The Red-Hot Australian economy chugs along, oblivious to the implosion in the USA and signs of a rate reduction in the United Kingdom. Could Australia be an economy which has decoupled from the good ‘ol USA, with demand in commodities from China and India fuelling domestic growth? (Could there be hope indeed for similar commodity rich economies such as Malaysia?). As was reported by the news, “The Reserve Bank of Australia lifted official interest rates by 25 basis points to 7 percent to curb inflation in an economy which is running at full capacity: with unemployment at 30-year lows, strong consumer spending and booming house prices. Economists believe at least one more hike may be needed to cool demand and price pressures.”
This makes the Aussie an ideal candidate for the Carry Trade, ala ISOptions. The aussie has a lot of things going for it in addition to the robust domestic economy. Gold is expected to increase and breach the US$1,000 barrier, notwithstanding that it’s still some distance away from the inflation adjusted highs of US$2,000 (US$850) achieved in 1980. Will it make another bullish run (with consecutive limit-up days) in 2008, culminating in a blow-off top and island reversal like 1980? Whatever the case, gold stocks (Goldcorp, Barrick Gold, Cour de Alenes) look a good bet, as is the ETF GLD, and not to forget, the venerable Aussie dollar.

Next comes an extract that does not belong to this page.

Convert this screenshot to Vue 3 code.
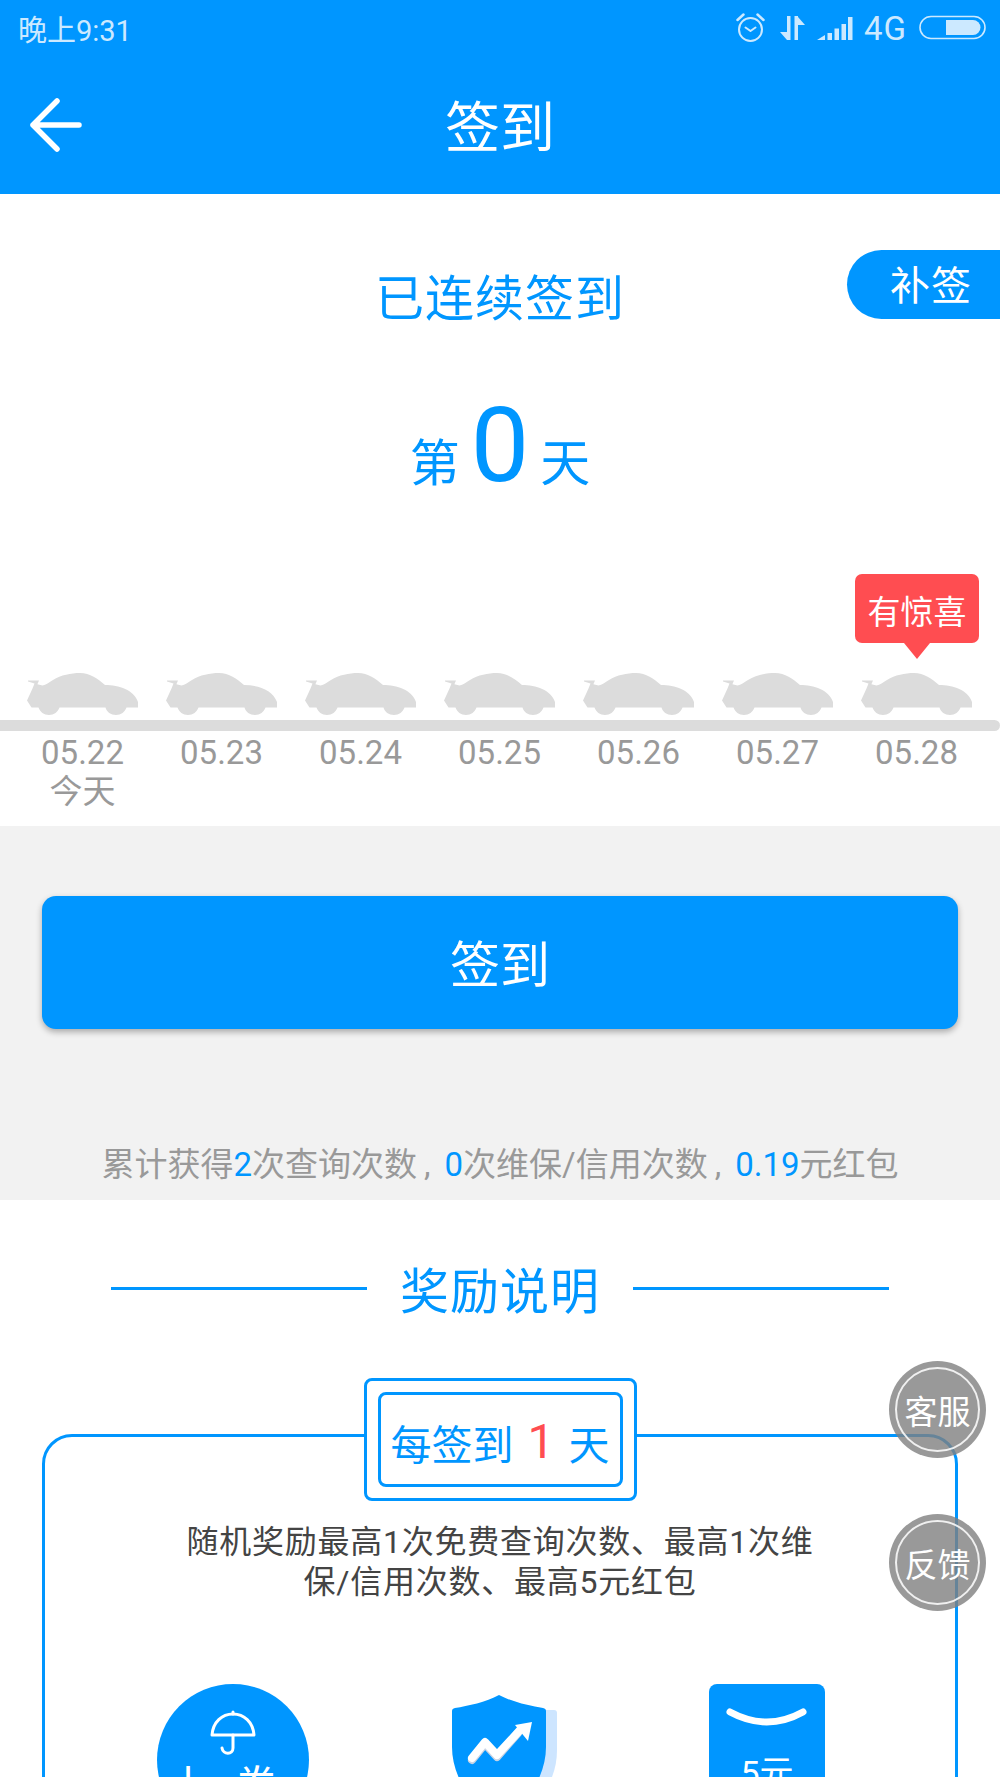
<template>
  <div class="page">
    <header class="head">
      <div class="status">
        <span class="clock">晚上9:31</span>
        <div class="status-icons">
          <svg class="ic-alarm" width="30" height="30" viewBox="0 0 30 30" fill="none" stroke="#cce9ff" stroke-width="2">
            <circle cx="14.5" cy="16.5" r="11.5" />
            <path d="M9.5 14.5 14.5 18 19.5 14.5" stroke-linecap="round" stroke-linejoin="round" />
            <path d="M1.5 7 7.5 1.5M27.5 7 21.5 1.5" stroke-width="2.5" stroke-linecap="round" />
          </svg>
          <svg class="ic-data" width="26" height="25" viewBox="0 0 26 25" fill="#cce9ff">
            <path d="M8 0h3.500v24H8zM1 16h7v8zM15.500 0H19v24h-3.500zM19 1l7 8h-7z" />
          </svg>
          <svg class="ic-signal" width="36" height="25" viewBox="0 0 36 25" fill="#cce9ff">
            <path d="M0 24 8 19v5zM10.500 17h4.500v7h-4.500zM17.500 12.500H22V24h-4.500zM24.500 8H29v16h-4.500zM31 1h4.500v23H31z" />
          </svg>
          <span class="net">4G</span>
          <svg class="ic-battery" width="68" height="26" viewBox="0 0 68 26">
            <rect x="1" y="1.500" width="65" height="22" rx="11" fill="none" stroke="#cce9ff" stroke-width="1.600" />
            <path d="M27 5h27a7.500 7.500 0 0 1 0 15H27z" fill="#cce9ff" />
          </svg>
        </div>
      </div>
      <nav class="nav">
        <svg class="back" width="54" height="54" viewBox="0 0 54 54" fill="none" stroke="#fff" stroke-width="5.500" stroke-linecap="round" stroke-linejoin="round">
          <path d="M29 3 5 27 29 51M5 27h46" />
        </svg>
        <h1 class="nav-title">签到</h1>
      </nav>
    </header>

    <section class="signin">
      <div class="retro">补签</div>
      <h2 class="streak">已连续签到</h2>
      <div class="count">
        <span>第</span>
        <strong>0</strong>
        <span>天</span>
      </div>
      <div class="cars">
        <div v-for="d in days" :key="d.date" class="car-cell">
          <div v-if="d.surprise" class="surprise">有惊喜</div>
          <svg width="112" height="42" viewBox="0 0 112 42">
            <path fill="#dcdcdc" d="M1 7.400H12L10.400 11.200 15.500 12.500C19 12 22 9.500 26 7 34 2 44 0 53 0 63 0 71 6 78 12 92 12 107 17 111 29V34.500H99.500C98 39 94 42 89 42 84 42 79.500 39 78.500 34.500H32.500C31 39 27 42 22 42 17 42 13 39 11.500 34.500H4.500L0 27.500 5.500 15.500 7.500 10.500 1 8.600Z" />
          </svg>
        </div>
      </div>
      <div class="track"></div>
      <div class="dates">
        <div v-for="d in days" :key="d.date" class="date">
          <span>{{ d.date }}</span>
          <span v-if="d.today" class="today">今天</span>
        </div>
      </div>
    </section>

    <section class="action">
      <button class="sign-btn">签到</button>
      <p class="total">累计获得<b>2</b>次查询次数<i>,</i><b>0</b>次维保/信用次数<i>,</i><b>0.19</b>元红包</p>
    </section>

    <section class="rewards">
      <div class="rewards-head">
        <span class="rule"></span>
        <h2>奖励说明</h2>
        <span class="rule"></span>
      </div>
      <div class="card">
        <div class="badge">
          <div class="badge-inner">每签到<em>1</em>天</div>
        </div>
        <p class="desc">随机奖励最高1次免费查询次数、最高1次维<br />保/信用次数、最高5元红包</p>
        <div class="prizes">
          <div class="prize">
            <div class="coin">
              <svg width="60" height="52" viewBox="0 0 60 52" fill="none" stroke="#fff" stroke-width="3">
                <path d="M9 27C10 14 19 6 30 6 41 6 50 14 51 27Z" stroke-linejoin="round" />
                <path d="M30 27V40C30 47 20 47 19 40M30 6V4" stroke-linecap="round" />
              </svg>
              <div class="coin-text"><span>上</span><span>券</span></div>
            </div>
          </div>
          <div class="prize">
            <svg class="shield" width="110" height="130" viewBox="0 0 110 130">
              <path fill="#cde5ff" d="M90 15H104Q107 15 107 18V55C107 85 90 110 60 130H50Z" />
              <path fill="#0096ff" d="M49 0C36 7 18 11 5 13Q2 13.500 2 16V52C2 80 20 110 49 130 78 110 96 80 96 52V16Q96 13.500 93 13C80 11 62 7 49 0Z" />
              <g fill="none" stroke-width="8" stroke-linecap="round" stroke-linejoin="round">
                <path d="M22 65 35 49 47 62 68 38" stroke="#c9d4e4" />
                <path d="M22 63 35 47 47 60 70 35" stroke="#fff" />
              </g>
              <path fill="#fff" d="M82 27 65 30 78 46Z" />
            </svg>
          </div>
          <div class="prize">
            <div class="packet">
              <svg width="116" height="69" viewBox="0 0 116 69" fill="none" stroke="#fff" stroke-width="7" stroke-linecap="round">
                <path d="M21 28Q58 48 94 28" />
              </svg>
              <span>5元</span>
            </div>
          </div>
        </div>
      </div>
    </section>

    <a class="float float-chat">客服</a>
    <a class="float float-feedback">反馈</a>
  </div>
</template>

<script setup>
const days = [
  { date: '05.22', today: true },
  { date: '05.23' },
  { date: '05.24' },
  { date: '05.25' },
  { date: '05.26' },
  { date: '05.27' },
  { date: '05.28', surprise: true }
]
</script>

<style scoped>
.page {
  position: relative;
  width: 1000px;
  height: 1777px;
  overflow: hidden;
  background: #fff;
  font-family: Roboto, "Noto Sans CJK SC", sans-serif;
}

/* header */
.head {
  height: 194px;
  background: #0096ff;
  color: #fff;
}

.status {
  height: 56px;
  display: flex;
  align-items: center;
  justify-content: space-between;
  padding: 0 13px 0 18px;
  color: #cce9ff;
}

.clock {
  font-size: 29px;
}

.status-icons {
  display: flex;
  align-items: center;
}

.ic-alarm {
  margin: 0 13px 0 0;
}

.ic-data {
  margin-right: 12px;
}

.ic-signal {
  margin-right: 11px;
}

.net {
  font-size: 33px;
  letter-spacing: 1px;
  margin-right: 12px;
}

.nav {
  height: 138px;
  display: flex;
  align-items: center;
  justify-content: center;
  position: relative;
}

.back {
  position: absolute;
  left: 28px;
  top: 42px;
}

.nav-title {
  margin: 0;
  padding-bottom: 4px;
  font-size: 55px;
  font-weight: 400;
}

/* sign in */
.signin {
  position: relative;
  height: 632px;
  padding-top: 76px;
  box-sizing: border-box;
}

.retro {
  position: absolute;
  right: 0;
  top: 56px;
  width: 110px;
  height: 69px;
  padding-left: 43px;
  line-height: 73px;
  font-size: 40px;
  letter-spacing: 1px;
  color: #fff;
  background: #0096ff;
  border-radius: 35px 0 0 35px;
}

.streak {
  margin: 0;
  text-align: center;
  font-size: 49px;
  line-height: 60px;
  font-weight: 400;
  color: #0096ff;
  letter-spacing: 1px;
}

.count {
  height: 120px;
  margin-top: 56px;
  display: flex;
  align-items: baseline;
  justify-content: center;
  gap: 11px;
  font-size: 50px;
  line-height: 120px;
  color: #0096ff;
}

.count strong {
  font-size: 104px;
  font-weight: 400;
}

.cars {
  display: grid;
  grid-template-columns: repeat(7, 139px);
  padding: 0 13px;
  margin-top: 167px;
}

.car-cell {
  position: relative;
  height: 42px;
  display: flex;
  justify-content: center;
}

.surprise {
  position: absolute;
  left: 8px;
  top: -99px;
  width: 124px;
  height: 61px;
  padding-top: 8px;
  line-height: 61px;
  text-align: center;
  font-size: 33px;
  color: #fff;
  background: #ff4d51;
  border-radius: 7px;
}

.surprise::after {
  content: "";
  position: absolute;
  left: 50%;
  top: 69px;
  margin-left: -13px;
  border: 13px solid transparent;
  border-top: 16px solid #ff4d51;
  border-bottom: 0;
}

.track {
  height: 11px;
  margin-top: 5px;
  background: #dcdcdc;
  border-radius: 0 6px 6px 0;
}

.dates {
  display: grid;
  grid-template-columns: repeat(7, 139px);
  padding: 0 13px;
  margin-top: 4px;
}

.date {
  display: flex;
  flex-direction: column;
  align-items: center;
  font-size: 33px;
  line-height: 36px;
  color: #999;
}

.today {
  font-size: 33px;
  line-height: 40px;
  margin-top: 1px;
}

/* button block */
.action {
  height: 374px;
  padding: 70px 42px 0;
  box-sizing: border-box;
  background: #f2f2f2;
}

.sign-btn {
  display: block;
  width: 100%;
  height: 133px;
  padding: 0 0 4px;
  border: 0;
  border-radius: 14px;
  background: #0096ff;
  box-shadow: 0 3px 6px rgba(0, 0, 0, 0.3);
  color: #fff;
  font-family: inherit;
  font-size: 50px;
}

.total {
  margin: 116px -42px 0;
  text-align: center;
  font-size: 33px;
  line-height: 40px;
  color: #999;
  white-space: nowrap;
}

.total b {
  font-weight: 400;
  color: #0096ff;
}

.total i {
  margin: 0 14px 0 7px;
  font-style: normal;
}

/* rewards */
.rewards {
  padding-top: 63px;
}

.rewards-head {
  display: flex;
  align-items: center;
  justify-content: center;
  gap: 33px;
}

.rewards-head h2 {
  margin: 0;
  font-size: 49px;
  line-height: 60px;
  font-weight: 400;
  letter-spacing: 1px;
  color: #0096ff;
}

.rule {
  width: 256px;
  height: 3px;
  margin-top: -10px;
  background: #0096ff;
}

.card {
  margin: 111px 42px 0;
  height: 600px;
  border: 3px solid #0096ff;
  border-radius: 30px;
}

.badge {
  width: 273px;
  height: 123px;
  margin: -59px auto 0;
  padding: 11px;
  box-sizing: border-box;
  border: 3px solid #0096ff;
  border-radius: 8px;
  background: #fff;
}

.badge-inner {
  height: 100%;
  display: flex;
  align-items: center;
  justify-content: center;
  padding-top: 4px;
  box-sizing: border-box;
  border: 3px solid #0096ff;
  border-radius: 8px;
  font-size: 41px;
  color: #0096ff;
}

.badge-inner em {
  margin: 0 14px 0 14px;
  font-style: normal;
  font-size: 48px;
  color: #ff4d51;
}

.desc {
  margin: 21px 0 0;
  text-align: center;
  font-size: 32px;
  line-height: 40px;
  letter-spacing: 0.75px;
  color: #444;
}

.prizes {
  display: grid;
  grid-template-columns: repeat(3, 267px);
  justify-content: center;
  margin-top: 82px;
}

.prize {
  display: flex;
  justify-content: center;
}

.coin {
  width: 152px;
  height: 152px;
  padding-top: 24px;
  box-sizing: border-box;
  border-radius: 50%;
  background: #0096ff;
  display: flex;
  flex-direction: column;
  align-items: center;
}

.coin-text {
  display: flex;
  gap: 23px;
  margin-top: 6px;
  font-size: 44px;
  line-height: 44px;
  color: #fff;
  transform: translateX(-10px);
}

.shield {
  margin: 11px 0 0 10px;
}

.packet {
  width: 116px;
  height: 160px;
  border-radius: 8px;
  background: #0096ff;
  color: #fff;
  font-size: 34px;
  line-height: 40px;
  text-align: center;
}

.packet svg {
  display: block;
}

/* floating buttons */
.float {
  position: absolute;
  left: 889px;
  width: 97px;
  height: 97px;
  display: flex;
  align-items: center;
  justify-content: center;
  border-radius: 50%;
  background: rgba(128, 128, 128, 0.8);
  color: #fff;
  font-size: 33px;
}

.float::before {
  content: "";
  position: absolute;
  inset: 6px;
  border: 2px solid rgba(255, 255, 255, 0.85);
  border-radius: 50%;
}

.float-chat {
  top: 1361px;
}

.float-feedback {
  top: 1514px;
}
</style>

<style>
html,
body {
  margin: 0;
  background: #fff;
}
</style>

Allocating $1,000 to invest in one lot the Aussie, and the second $1,000 for a hedge (for example, the EURAUD), results in an annualized return of about 18%. That’s really cool! Call options would be used to protect your long Aussie positions as it churns out the money daily(about $0.86 per lot), and deep in the money options can provide coverage of up to 400 pips). I’ll drink to that! (The picture of the wine is of the brand Yellow Tail, featured in the best-selling business book BLUE OCEAN STRATEGY).